— Begin Data shown —

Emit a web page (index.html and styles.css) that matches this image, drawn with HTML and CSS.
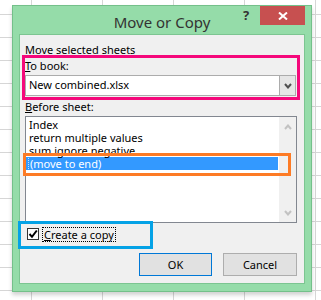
FILE: index.html
```html
<!DOCTYPE html>
<html>
<head>
<meta charset="utf-8">
<link rel="stylesheet" href="styles.css">
</head>
<body>
<div class="dialog">
  <div class="titlebar">
    <div class="title">Move or Copy</div>
    <div class="help">?</div>
    <div class="close">
      <svg width="10" height="8" viewBox="0 0 10 8"><path d="M1 0.5 L9 7.5 M9 0.5 L1 7.5" stroke="#fff" stroke-width="2" fill="none"/></svg>
    </div>
  </div>
  <div class="client">
    <div class="label l1">Move selected sheets</div>
    <div class="label l2"><u>T</u>o book:</div>
    <div class="combo">
      <div class="combo-text">New combined.xlsx</div>
      <div class="combo-btn">
        <svg width="8" height="6" viewBox="0 0 8 6"><path d="M1 1 L4 4.5 L7 1" stroke="#505050" stroke-width="2" fill="none"/></svg>
      </div>
    </div>
    <div class="label l3"><u>B</u>efore sheet:</div>
    <div class="list">
      <div class="items">
        <div class="item">Index</div>
        <div class="item">return multiple values</div>
        <div class="item">sum ignore negative</div>
        <div class="item sel"><span class="focus">(move to end)</span></div>
      </div>
      <div class="scroll">
        <svg width="8" height="6" viewBox="0 0 8 6"><path d="M1 5 L4 1.5 L7 5" stroke="#c2c2c2" stroke-width="2" fill="none"/></svg>
        <svg width="8" height="6" viewBox="0 0 8 6"><path d="M1 1 L4 4.5 L7 1" stroke="#c2c2c2" stroke-width="2" fill="none"/></svg>
      </div>
    </div>
    <div class="check-row">
      <span class="cb">
        <svg width="10" height="10" viewBox="0 0 10 10"><path d="M1.5 5 L4 7.8 L8.8 1.5" stroke="#000" stroke-width="2" fill="none"/></svg>
      </span>
      <span class="cb-label"><u>C</u>reate a copy</span>
    </div>
    <div class="buttons">
      <div class="btn ok">OK</div>
      <div class="btn">Cancel</div>
    </div>
  </div>
</div>
<div class="mark mark-pink"></div>
<div class="mark mark-orange"></div>
<div class="mark mark-blue"></div>
</body>
</html>
```
FILE: styles.css
```css
* { box-sizing: border-box; }
html, body { margin: 0; padding: 0; }
body {
  width: 321px;
  height: 300px;
  overflow: hidden;
  position: relative;
  font-family: "Noto Sans", "Open Sans", sans-serif;
  font-size: 11px;
  color: #000;
  background-color: #fff;
  background-image:
    linear-gradient(to right, #d6d6d6 1px, transparent 1px),
    linear-gradient(to bottom, #d6d6d6 1px, transparent 1px);
  background-size: 71px 23px;
  background-position: 31px 14px;
  padding-top: 5px;
  padding-left: 12px;
}
.dialog {
  width: 300px;
  height: 287px;
  background: #95dca9;
  border: 1px solid #74c08a;
  padding: 0 6px 7px 6px;
  display: flex;
  flex-direction: column;
  box-shadow: 0 3px 4px rgba(0,0,0,0.18);
}
.titlebar {
  height: 28px;
  display: flex;
  align-items: flex-start;
  padding-left: 69px;
}
.title {
  flex: 1;
  text-align: center;
  font-size: 15px;
  line-height: 28px;
  padding-top: 2px;
  color: #333;
}
.help {
  width: 20px;
  height: 19px;
  text-align: center;
  font-weight: bold;
  font-size: 13px;
  line-height: 18px;
  color: #333;
  margin-right: 4px;
}
.close {
  width: 45px;
  height: 19px;
  background: #c75050;
  display: flex;
  align-items: center;
  justify-content: center;
}
.client {
  flex: 1;
  background: #f0f0f0;
  border: 1px solid #7cc591;
  margin: 0 -6px 0 0;
  width: 286px;
  margin-left: 0;
  padding: 8px 6px 0 5px;
  display: flex;
  flex-direction: column;
}
.label {
  height: 13px;
  line-height: 13px;
  white-space: nowrap;
}
.l2 { margin-top: 3px; }
.l3 { margin-top: 4px; }
.combo {
  margin-top: 3px;
  height: 21px;
  width: 271px;
  border: 1px solid #acacac;
  background: #fff;
  display: flex;
}
.combo-text {
  flex: 1;
  padding-left: 3px;
  line-height: 17px;
}
.combo-btn {
  width: 16px;
  border-left: 1px solid #acacac;
  background: #e6e6e6;
  display: flex;
  align-items: center;
  justify-content: center;
}
.list {
  margin-top: 3px;
  height: 107px;
  width: 272px;
  border: 1px solid #828790;
  background: #fff;
  display: flex;
}
.items {
  flex: 1;
  padding-top: 1px;
}
.item {
  height: 13px;
  line-height: 13px;
  padding-left: 3px;
  white-space: nowrap;
}
.item.sel {
  background: #3399ff;
  color: #fff;
  margin-right: 1px;
  padding-left: 2px;
}
.focus {
  display: inline-block;
  height: 13px;
  line-height: 11px;
  border: 1px dotted rgba(255,255,255,0.7);
  border-top: none;
  border-right: none;
  border-bottom: none;
  padding-left: 1px;
}
.scroll {
  width: 17px;
  background: #f0f0f0;
  display: flex;
  flex-direction: column;
  justify-content: space-between;
  align-items: center;
  padding: 7px 0 6px 0;
}
.check-row {
  margin-top: 5px;
  height: 14px;
  display: flex;
  align-items: flex-start;
}
.cb {
  width: 12px;
  height: 12px;
  margin-left: 2px;
  border: 1px solid #333;
  background: #fff;
  display: flex;
  align-items: center;
  justify-content: center;
}
.cb-label {
  margin-left: 3px;
  margin-top: -1px;
  border: 1px dotted #000;
  padding: 0 1px;
  line-height: 13px;
  height: 15px;
}
.buttons {
  margin-top: 11px;
  display: flex;
  justify-content: flex-end;
  gap: 11px;
  padding-right: 1px;
}
.btn {
  width: 74px;
  height: 23px;
  border: 1px solid #adadad;
  background: #e1e1e1;
  text-align: center;
  line-height: 21px;
}
.btn.ok {
  width: 73px;
  border-color: #0078d7;
}
.mark {
  position: absolute;
  border: 3px solid;
}
.mark-pink {
  left: 22px; top: 55px; width: 278px; height: 45px;
  border-color: #f5087b;
}
.mark-orange {
  left: 23px; top: 153px; width: 268px; height: 23px;
  border-color: #fd7b25;
}
.mark-blue {
  left: 18px; top: 221px; width: 135px; height: 28px;
  border-color: #04a2e6;
}
```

— End Data shown —

Without including any pictures, print all of the material exactly as given.

◆ Solution to the exercise ◆
Emit a web page (index.html and styles.css) that matches this image, drawn with HTML and CSS.
FILE: index.html
```html
<!DOCTYPE html>
<html>
<head>
<meta charset="utf-8">
<link rel="stylesheet" href="styles.css">
</head>
<body>
<div class="dialog">
  <div class="titlebar">
    <div class="title">Move or Copy</div>
    <div class="help">?</div>
    <div class="close">
      <svg width="10" height="8" viewBox="0 0 10 8"><path d="M1 0.5 L9 7.5 M9 0.5 L1 7.5" stroke="#fff" stroke-width="2" fill="none"/></svg>
    </div>
  </div>
  <div class="client">
    <div class="label l1">Move selected sheets</div>
    <div class="label l2"><u>T</u>o book:</div>
    <div class="combo">
      <div class="combo-text">New combined.xlsx</div>
      <div class="combo-btn">
        <svg width="8" height="6" viewBox="0 0 8 6"><path d="M1 1 L4 4.5 L7 1" stroke="#505050" stroke-width="2" fill="none"/></svg>
      </div>
    </div>
    <div class="label l3"><u>B</u>efore sheet:</div>
    <div class="list">
      <div class="items">
        <div class="item">Index</div>
        <div class="item">return multiple values</div>
        <div class="item">sum ignore negative</div>
        <div class="item sel"><span class="focus">(move to end)</span></div>
      </div>
      <div class="scroll">
        <svg width="8" height="6" viewBox="0 0 8 6"><path d="M1 5 L4 1.5 L7 5" stroke="#c2c2c2" stroke-width="2" fill="none"/></svg>
        <svg width="8" height="6" viewBox="0 0 8 6"><path d="M1 1 L4 4.5 L7 1" stroke="#c2c2c2" stroke-width="2" fill="none"/></svg>
      </div>
    </div>
    <div class="check-row">
      <span class="cb">
        <svg width="10" height="10" viewBox="0 0 10 10"><path d="M1.5 5 L4 7.8 L8.8 1.5" stroke="#000" stroke-width="2" fill="none"/></svg>
      </span>
      <span class="cb-label"><u>C</u>reate a copy</span>
    </div>
    <div class="buttons">
      <div class="btn ok">OK</div>
      <div class="btn">Cancel</div>
    </div>
  </div>
</div>
<div class="mark mark-pink"></div>
<div class="mark mark-orange"></div>
<div class="mark mark-blue"></div>
</body>
</html>
```
FILE: styles.css
```css
* { box-sizing: border-box; }
html, body { margin: 0; padding: 0; }
body {
  width: 321px;
  height: 300px;
  overflow: hidden;
  position: relative;
  font-family: "Noto Sans", "Open Sans", sans-serif;
  font-size: 11px;
  color: #000;
  background-color: #fff;
  background-image:
    linear-gradient(to right, #d6d6d6 1px, transparent 1px),
    linear-gradient(to bottom, #d6d6d6 1px, transparent 1px);
  background-size: 71px 23px;
  background-position: 31px 14px;
  padding-top: 5px;
  padding-left: 12px;
}
.dialog {
  width: 300px;
  height: 287px;
  background: #95dca9;
  border: 1px solid #74c08a;
  padding: 0 6px 7px 6px;
  display: flex;
  flex-direction: column;
  box-shadow: 0 3px 4px rgba(0,0,0,0.18);
}
.titlebar {
  height: 28px;
  display: flex;
  align-items: flex-start;
  padding-left: 69px;
}
.title {
  flex: 1;
  text-align: center;
  font-size: 15px;
  line-height: 28px;
  padding-top: 2px;
  color: #333;
}
.help {
  width: 20px;
  height: 19px;
  text-align: center;
  font-weight: bold;
  font-size: 13px;
  line-height: 18px;
  color: #333;
  margin-right: 4px;
}
.close {
  width: 45px;
  height: 19px;
  background: #c75050;
  display: flex;
  align-items: center;
  justify-content: center;
}
.client {
  flex: 1;
  background: #f0f0f0;
  border: 1px solid #7cc591;
  margin: 0 -6px 0 0;
  width: 286px;
  margin-left: 0;
  padding: 8px 6px 0 5px;
  display: flex;
  flex-direction: column;
}
.label {
  height: 13px;
  line-height: 13px;
  white-space: nowrap;
}
.l2 { margin-top: 3px; }
.l3 { margin-top: 4px; }
.combo {
  margin-top: 3px;
  height: 21px;
  width: 271px;
  border: 1px solid #acacac;
  background: #fff;
  display: flex;
}
.combo-text {
  flex: 1;
  padding-left: 3px;
  line-height: 17px;
}
.combo-btn {
  width: 16px;
  border-left: 1px solid #acacac;
  background: #e6e6e6;
  display: flex;
  align-items: center;
  justify-content: center;
}
.list {
  margin-top: 3px;
  height: 107px;
  width: 272px;
  border: 1px solid #828790;
  background: #fff;
  display: flex;
}
.items {
  flex: 1;
  padding-top: 1px;
}
.item {
  height: 13px;
  line-height: 13px;
  padding-left: 3px;
  white-space: nowrap;
}
.item.sel {
  background: #3399ff;
  color: #fff;
  margin-right: 1px;
  padding-left: 2px;
}
.focus {
  display: inline-block;
  height: 13px;
  line-height: 11px;
  border: 1px dotted rgba(255,255,255,0.7);
  border-top: none;
  border-right: none;
  border-bottom: none;
  padding-left: 1px;
}
.scroll {
  width: 17px;
  background: #f0f0f0;
  display: flex;
  flex-direction: column;
  justify-content: space-between;
  align-items: center;
  padding: 7px 0 6px 0;
}
.check-row {
  margin-top: 5px;
  height: 14px;
  display: flex;
  align-items: flex-start;
}
.cb {
  width: 12px;
  height: 12px;
  margin-left: 2px;
  border: 1px solid #333;
  background: #fff;
  display: flex;
  align-items: center;
  justify-content: center;
}
.cb-label {
  margin-left: 3px;
  margin-top: -1px;
  border: 1px dotted #000;
  padding: 0 1px;
  line-height: 13px;
  height: 15px;
}
.buttons {
  margin-top: 11px;
  display: flex;
  justify-content: flex-end;
  gap: 11px;
  padding-right: 1px;
}
.btn {
  width: 74px;
  height: 23px;
  border: 1px solid #adadad;
  background: #e1e1e1;
  text-align: center;
  line-height: 21px;
}
.btn.ok {
  width: 73px;
  border-color: #0078d7;
}
.mark {
  position: absolute;
  border: 3px solid;
}
.mark-pink {
  left: 22px; top: 55px; width: 278px; height: 45px;
  border-color: #f5087b;
}
.mark-orange {
  left: 23px; top: 153px; width: 268px; height: 23px;
  border-color: #fd7b25;
}
.mark-blue {
  left: 18px; top: 221px; width: 135px; height: 28px;
  border-color: #04a2e6;
}
```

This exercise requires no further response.